A l’époque contemporaine, l’accélération des constructions résidentielles – on pense notamment aux quartiers nouveaux, pavillonnaires et grands ensembles – a notamment popularisé les dénominations thématiques en tous genres. Le plus courant est ainsi de se trouver face à un pâté d’habitations renommé sur la base d’un champ lexical à l’imaginaire lustré – notamment végétal… Si vous habitez Chemin des Lilas et que votre commerce de proximité se situe Allée des Jonquilles, il y a des chances pour que votre quartier ait été construit d’une pierre deux coups !
Conflits d’image et d’intérêt à l’échelle de la rue
Evidemment, une multitude d’espaces de circulation porte des noms bien moins neutres (ou « lisses », dirons-nous) – reflétant certaines périodes et choix politiques plus ou moins marqués.

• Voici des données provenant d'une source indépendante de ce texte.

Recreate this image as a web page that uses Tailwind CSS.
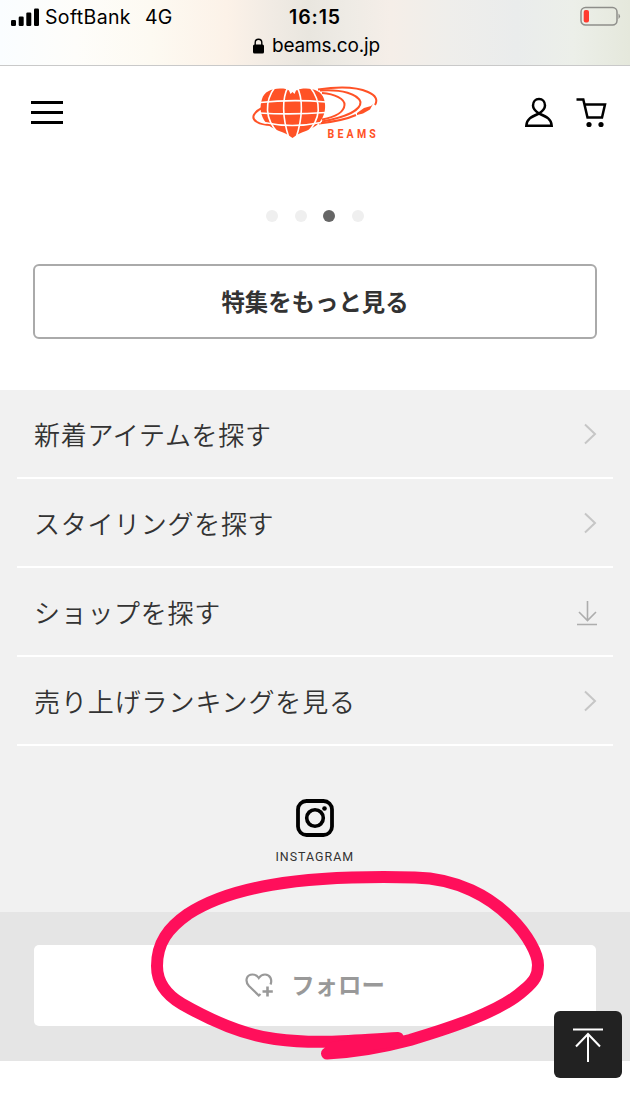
<!DOCTYPE html>
<html lang="ja">
  <head>
    <meta charset="UTF-8" />
    <meta name="viewport" content="width=device-width, initial-scale=1.0" />
    <title>BEAMS</title>
    <script src="https://cdn.jsdelivr.net/npm/@tailwindcss/browser@4"></script>
  </head>
  <body class="relative h-[1120px] w-[630px] overflow-hidden bg-white font-['Noto_Sans_CJK_JP',sans-serif] text-[#333]">
    <!-- Browser status bar -->
    <div class="h-[66px] border-b border-[#c9c9c9] bg-[linear-gradient(90deg,#fafdff_0%,#fefdfa_12%,#fdfaf2_24%,#fcf2e8_36%,#f1ebe4_43%,#e9e6df_49%,#eeebe5_55%,#f5eee8_62%,#efeeeb_71%,#eaecec_82%,#ecefe9_91%,#e5e8dc_100%)] font-['Inter',sans-serif] text-black">
      <div class="grid h-[34px] grid-cols-3 items-center pr-[9px] pl-[11px]">
        <div class="flex items-center pt-px">
          <svg class="mr-[6px] mb-[2px] h-[18px] w-[28px]" viewBox="0 0 28 18">
            <rect x="0" y="12" width="5" height="6" rx="1.2" />
            <rect x="7.7" y="8.5" width="5" height="9.5" rx="1.2" />
            <rect x="15.3" y="4.5" width="5" height="13.5" rx="1.2" />
            <rect x="23" y="0.5" width="5" height="17.5" rx="1.2" />
          </svg>
          <span class="text-[19.5px] tracking-[0.35px]">SoftBank</span>
          <span class="ml-[14px] text-[19.5px] tracking-[0.3px]">4G</span>
        </div>
        <span class="pt-[2px] pr-[2px] text-center text-[19.5px] font-semibold tracking-[0.9px]">16:15</span>
        <svg class="mb-[2px] h-[20px] w-[41px] justify-self-end" viewBox="0 0 41 20" fill="none">
          <rect x="1" y="1.5" width="36" height="17.5" rx="4.5" stroke="#8e8e8a" stroke-width="1.5" />
          <rect x="3.7" y="4" width="5.3" height="12.5" rx="2" fill="#ff3b30" />
          <path d="M38.5 7.5q3 2.5 0 5.5z" fill="#8e8e8a" />
        </svg>
      </div>
      <div class="flex h-[23px] items-center justify-center gap-[8px] pl-[3px]">
        <svg class="h-[16px] w-[11px]" viewBox="0 0 11 16">
          <rect x="0" y="6.5" width="11" height="9" rx="1.5" />
          <path d="M2.2 7V4.5a3.3 3.3 0 0 1 6.6 0V7" fill="none" stroke="#000" stroke-width="1.4" />
        </svg>
        <span class="text-[19px] leading-none tracking-[-0.15px]">beams.co.jp</span>
      </div>
    </div>

    <!-- Site header -->
    <header class="grid h-[92px] grid-cols-3 items-center pr-[23px] pl-[31px]">
      <button class="flex w-[32px] flex-col gap-[7px]" aria-label="menu">
        <span class="h-[3px] bg-black"></span>
        <span class="h-[3px] bg-black"></span>
        <span class="h-[3px] bg-black"></span>
      </button>
      <svg class="mt-[6px] ml-[29px] h-[58px] w-[134px]" viewBox="252 86 134 58" fill="none">
        <g stroke="#ff5226" stroke-width="2">
          <path d="M318 89.5C338 86.5 357 87 368 92C376 95.5 378 100 375 105" />
          <path d="M320 90.5C342 89 358 94 360.5 102C361 110 346 117 322 121.5" />
          <path d="M322 93C335 94 345 99 344.5 105C344 112 335 117 322 119.5" />
          <path d="M356 115C346 119.5 332 122 319 123.5" />
          <path d="M262 108C254 112 250 118 257 122C261 124.5 266 125 271 125" />
        </g>
        <path d="M357 113L364 108L371 106L373 104L370 109.5L363 113.5L357 115Z" fill="#ff5226" />
        <path d="M262 99C264 92 271 88.5 280 88.5C285 88.5 287 89 289 90.5L290.5 94L292.5 92L294.5 94L296 90.5C299 89 302 88.5 306 88.5C315 88.5 322 92 324 99C326.5 107 325 116 319 123C311 131 301 131 292.5 138C284 131 274 131 266 123C260 115 259.5 107 262 99Z" fill="#ff5226" />
        <g stroke="#fff" stroke-width="1.6">
          <path d="M260 102.5Q292 99 326 102" />
          <path d="M259 113Q292 115 326 112.5" />
          <path d="M264 122.5Q292 128.5 321 122.5" />
          <path d="M288 87C282 98 282 117 289 138" />
          <path d="M297 87C303 98 303 117 296 138" />
          <path d="M275 87C264 102 265 119 278 133" />
          <path d="M310 87C322 102 321 119 307 133" />
        </g>
        <g transform="translate(327.5 138) scale(0.78 1)">
          <text x="0" y="0" textLength="62" font-family="Roboto, sans-serif" font-size="13.5" font-weight="700" fill="#ff5226">BEAMS</text>
        </g>
      </svg>
      <div class="flex items-center justify-end gap-[23px]">
        <svg class="h-[31px] w-[28px]" viewBox="0 0 28 31" fill="none" stroke="#000" stroke-width="2.5">
          <path d="M14 16.5C9.5 13.5 8 11.5 8 8.5C8 4.5 10.5 2 14 2C17.5 2 20 4.5 20 8.5C20 11.5 18.5 13.5 14 16.5C6 20 1.7 22 1.3 28.7H26.7C26.3 22 22 20 14 16.5Z" />
        </svg>
        <svg class="h-[31px] w-[31px]" viewBox="0 0 31 31" fill="none" stroke="#000" stroke-width="2.5">
          <path d="M0.5 2.5H7.3L11.5 20.5H26L29 7.5H8.5" />
          <circle cx="13" cy="27.5" r="2.6" fill="#000" stroke="none" />
          <circle cx="25" cy="27.5" r="2.6" fill="#000" stroke="none" />
        </svg>
      </div>
    </header>

    <!-- Features -->
    <section class="h-[232px] px-[33px] pt-[52px]">
      <div class="flex justify-center gap-[16.5px]">
        <span class="size-[12px] rounded-full bg-[#efefef]"></span>
        <span class="size-[12px] rounded-full bg-[#efefef]"></span>
        <span class="size-[12px] rounded-full bg-[#666]"></span>
        <span class="size-[12px] rounded-full bg-[#efefef]"></span>
      </div>
      <a href="#" class="mt-[42px] flex h-[75px] items-center justify-center rounded-[6px] border-2 border-[#aaa] text-[23.4px] font-bold">特集をもっと見る</a>
    </section>

    <!-- Search links -->
    <section class="h-[522px] bg-[#f1f1f1] px-[17px]">
      <ul class="text-[26px] font-[350] tracking-[0.7px]">
        <li class="flex h-[89px] items-center justify-between border-b-2 border-white pr-[16px] pl-[17px]">
          <span>新着アイテムを探す</span>
          <svg class="h-[22px] w-[14px]" viewBox="0 0 14 22" fill="none" stroke="#c6c6c6" stroke-width="2"><path d="M2 1.5L12 11L2 20.5" /></svg>
        </li>
        <li class="flex h-[89px] items-center justify-between border-b-2 border-white pr-[16px] pl-[17px]">
          <span>スタイリングを探す</span>
          <svg class="h-[22px] w-[14px]" viewBox="0 0 14 22" fill="none" stroke="#c6c6c6" stroke-width="2"><path d="M2 1.5L12 11L2 20.5" /></svg>
        </li>
        <li class="flex h-[89px] items-center justify-between border-b-2 border-white pr-[16px] pl-[17px]">
          <span>ショップを探す</span>
          <svg class="mt-[4px] h-[25px] w-[20px]" viewBox="0 0 20 25" fill="none" stroke="#adadad" stroke-width="1.6"><path d="M10.5 0V20M2 11L10.5 19.5L19 11M0 23.5H20" /></svg>
        </li>
        <li class="flex h-[89px] items-center justify-between border-b-2 border-white pr-[16px] pl-[17px]">
          <span class="tracking-[0.9px]">売り上げランキングを見る</span>
          <svg class="h-[22px] w-[14px]" viewBox="0 0 14 22" fill="none" stroke="#c6c6c6" stroke-width="2"><path d="M2 1.5L12 11L2 20.5" /></svg>
        </li>
      </ul>
      <div class="flex flex-col items-center pt-[53px]">
        <svg class="h-[38px] w-[38px]" viewBox="0 0 38 38" fill="none" stroke="#000">
          <rect x="2" y="2" width="34" height="34" rx="8.5" stroke-width="3.8" />
          <circle cx="19" cy="19" r="8.3" stroke-width="3.6" />
          <circle cx="28.5" cy="9.5" r="2.3" fill="#000" stroke="none" />
        </svg>
        <span class="mt-[9px] origin-center scale-x-[0.92] font-['Roboto',sans-serif] text-[13.5px] leading-[20px] tracking-[1.1px]">INSTAGRAM</span>
      </div>
    </section>

    <!-- Follow -->
    <section class="h-[149px] bg-[#e5e5e5] px-[34px] pt-[33px]">
      <button class="flex h-[81px] w-full items-center justify-center rounded-[5px] bg-white text-[#999]">
        <svg class="mr-[18px] mb-px h-[24px] w-[28px]" viewBox="0 0 28 24" fill="none" stroke="#999" stroke-width="2.2">
          <path d="M15.5 21L13.8 22.5L4 13C-0.5 8 1.5 1.5 7.5 1.5C10.5 1.5 12.5 3 13.8 5C15.5 2.5 17.5 1.5 20 1.5C25 1.5 27.5 6.5 25.5 11.5" />
          <path d="M22.5 13.5V23.5M17.5 18.5H27.8" stroke-width="2.6" />
        </svg>
        <span class="pb-[2px] text-[23.4px] font-bold">フォロー</span>
      </button>
    </section>

    <!-- Marker stroke drawn around the follow button -->
    <svg class="absolute top-[860px] left-[130px] h-[210px] w-[430px]" viewBox="0 0 430 210" fill="none" stroke="#ff0f5b" stroke-width="12" stroke-linecap="round" stroke-linejoin="round">
      <path d="M268 178C225 180 190 185 145 179C111 174.5 80 160 52 144C34 133.5 27 121 27 106C27 83 38 68 58 54C98 28 165 14.5 285 17.5C328 18.5 360 37 381 58C398 75 408 94 408 105C408 115 405 121 394 130C370 152 320 168 280 180C250 188 228 192 197 193.5" />
      <path d="M203 189L262 180" stroke-width="14" />
    </svg>

    <!-- Back to top -->
    <button class="absolute top-[1011px] left-[554px] flex h-[67px] w-[68px] items-center justify-center rounded-[6px] bg-[#222]" aria-label="top">
      <svg class="h-[34px] w-[30px]" viewBox="0 0 30 34" fill="none" stroke="#fff" stroke-width="2">
        <path d="M0 1.5H30M15 34V6M3 18.5L15 6L27 18.5" />
      </svg>
    </button>
  </body>
</html>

Et si tous les odonymes ou presque racontent une dimension historique locale ou nationale, les discours évoluent et s’affrontent nécessairement avec le temps… Grandes personnalités publiques, valeurs politiques, dates d’épisodes jugés fondamentaux dans la construction nationale etc. représentent autant de marqueurs discursifs identitaires que l’on retrouve dans la dénomination des rues. D’événements en gouvernements, les références mises en lumière au travers des plaques qu’affichent nos ruelles et boulevards sont ainsi interchangeables… dans une certaine mesure bien sûr ! Pour les cas contemporains les plus évidents, le phénomène s’observe ainsi dans une multitude de lieux et de cas. On pense notamment aux découpages post-guerres, proclamations d’indépendance étatiques ou autres gros bouleversements politiques qui ont pu toucher l’Europe dans la seconde partie du XXe siècle. Le cas échéant, ces processus de rebaptisation spatiale ont été effectués de façon plus ou moins radicale.
“After the fall of Communism in the 1990s, many countries in Eastern Europe started renaming streets to reinforce their states’ emerging national identities.
But, while street renaming was significant in cities like East Berlin, Bucharest and Sofia, the process in the former Yugoslav states, such as Serbia, was even more expansive and radical. Those states were not only shifting from Socialism to democracy but from a unified, multi-ethnic state to six independent nation-states.
In Belgrade, the capital of Socialist Yugoslavia for 45 years, the government was tasked with rebranding its street names to reflect a suddenly exclusively Serbian identity. This has proved a huge and controversial undertaking.”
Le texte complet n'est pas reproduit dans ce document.